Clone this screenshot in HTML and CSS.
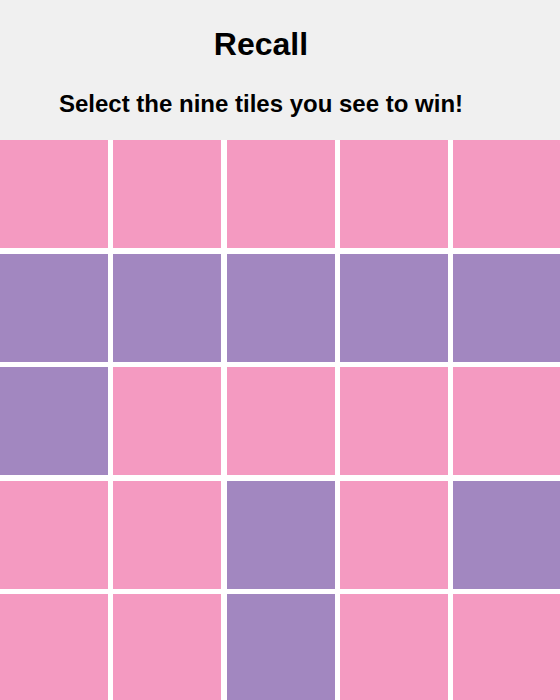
FILE: index.html
```html
<!DOCTYPE html>
<html lang="en">
<head>
<meta charset="utf-8">
<title>Recall</title>
<link rel="stylesheet" href="styles.css">
</head>
<body>
<header class="header">
  <h1 class="title">Recall</h1>
  <h2 class="subtitle">Select the nine tiles you see to win!</h2>
</header>
<main class="board">
  <div class="tile pink"></div><div class="tile pink"></div><div class="tile pink"></div><div class="tile pink"></div><div class="tile pink"></div>
  <div class="tile purple"></div><div class="tile purple"></div><div class="tile purple"></div><div class="tile purple"></div><div class="tile purple"></div>
  <div class="tile purple"></div><div class="tile pink"></div><div class="tile pink"></div><div class="tile pink"></div><div class="tile pink"></div>
  <div class="tile pink"></div><div class="tile pink"></div><div class="tile purple"></div><div class="tile pink"></div><div class="tile purple"></div>
  <div class="tile pink"></div><div class="tile pink"></div><div class="tile purple"></div><div class="tile pink"></div><div class="tile pink"></div>
</main>
</body>
</html>
```
FILE: styles.css
```css
html, body {
  margin: 0;
  padding: 0;
  background: #ffffff;
  overflow: hidden;
}
body {
  width: 560px;
  height: 700px;
  font-family: "Liberation Sans", Arial, Helvetica, sans-serif;
  color: #000;
}
.header {
  background: #f0f0f0;
  height: 140px;
  box-sizing: border-box;
  padding: 26px 38px 0 0;
  text-align: center;
}
.title {
  margin: 0;
  font-size: 32px;
  font-weight: bold;
}
.subtitle {
  margin: 27px 0 0;
  font-size: 24px;
  font-weight: bold;
}
.board {
  display: grid;
  grid-template-columns: repeat(5, 108px);
  grid-auto-rows: 108px;
  column-gap: 5.25px;
  row-gap: 5.5px;
  width: 580px;
}
.tile.pink { background: #f49ac1; }
.tile.purple { background: #a287c0; }
```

● Task brief
Using the material above, return every line exactly as it appears, minus the pictures.

● Response to the exercise
Clone this screenshot in HTML and CSS.
FILE: index.html
```html
<!DOCTYPE html>
<html lang="en">
<head>
<meta charset="utf-8">
<title>Recall</title>
<link rel="stylesheet" href="styles.css">
</head>
<body>
<header class="header">
  <h1 class="title">Recall</h1>
  <h2 class="subtitle">Select the nine tiles you see to win!</h2>
</header>
<main class="board">
  <div class="tile pink"></div><div class="tile pink"></div><div class="tile pink"></div><div class="tile pink"></div><div class="tile pink"></div>
  <div class="tile purple"></div><div class="tile purple"></div><div class="tile purple"></div><div class="tile purple"></div><div class="tile purple"></div>
  <div class="tile purple"></div><div class="tile pink"></div><div class="tile pink"></div><div class="tile pink"></div><div class="tile pink"></div>
  <div class="tile pink"></div><div class="tile pink"></div><div class="tile purple"></div><div class="tile pink"></div><div class="tile purple"></div>
  <div class="tile pink"></div><div class="tile pink"></div><div class="tile purple"></div><div class="tile pink"></div><div class="tile pink"></div>
</main>
</body>
</html>
```
FILE: styles.css
```css
html, body {
  margin: 0;
  padding: 0;
  background: #ffffff;
  overflow: hidden;
}
body {
  width: 560px;
  height: 700px;
  font-family: "Liberation Sans", Arial, Helvetica, sans-serif;
  color: #000;
}
.header {
  background: #f0f0f0;
  height: 140px;
  box-sizing: border-box;
  padding: 26px 38px 0 0;
  text-align: center;
}
.title {
  margin: 0;
  font-size: 32px;
  font-weight: bold;
}
.subtitle {
  margin: 27px 0 0;
  font-size: 24px;
  font-weight: bold;
}
.board {
  display: grid;
  grid-template-columns: repeat(5, 108px);
  grid-auto-rows: 108px;
  column-gap: 5.25px;
  row-gap: 5.5px;
  width: 580px;
}
.tile.pink { background: #f49ac1; }
.tile.purple { background: #a287c0; }
```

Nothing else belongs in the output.